Risk management you can live with
Practical risk controls beat clever tactics. Keep crypto exposure within a portion of your portfolio that won’t derail your life if it halves. Use position limits and decide in advance how you’ll rebalance. If you’re a trader, apply strict per-trade risk limits and be disciplined about stops; if you’re a long-term investor, prioritize custody and paperwork—accurate records simplify taxes and reduce headaches.
Taxes matter. Selling ETH for fiat or swapping it into another token typically creates a taxable event in many jurisdictions; staking rewards may be taxable as income when received. Keep thorough transaction logs or use accounting tools and consult a tax professional who knows digital assets.

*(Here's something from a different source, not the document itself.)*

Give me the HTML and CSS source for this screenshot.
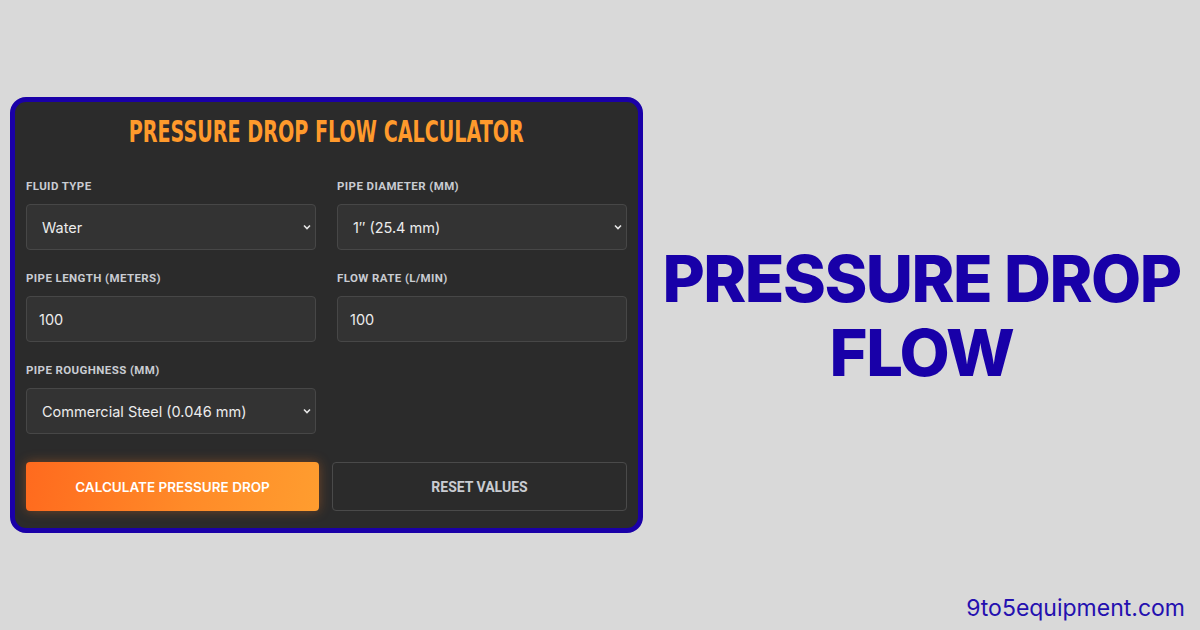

Short horizon vs long horizon behavior
If your horizon is measured in years, ignore daily swings and focus on adoption, developer activity and the network’s capacity to scale without losing utility. If your horizon is months, macro events and derivatives positioning will matter more, and you should be prepared for sharper volatility. Active traders can use options and futures to hedge or amplify positions, but these instruments add complexity and counterparty risk—so they’re not a beginner’s tool.
Final thoughts
There is no universal “right time” to buy Ethereum. The network’s fundamentals—broad developer use, meaningful utility, and a shifting staking model that changes supply dynamics—remain compelling, but macro conditions, regulatory moves and market sentiment will continue to inject volatility. A practical stance is to align actions with a clear plan: conservative sizing, staggered entries, secure custody where appropriate, and regular review of meaningful indicators. If you prefer not to watch markets constantly, a modest, regular investment cadence into ETH often outperforms frantic attempts to time swings.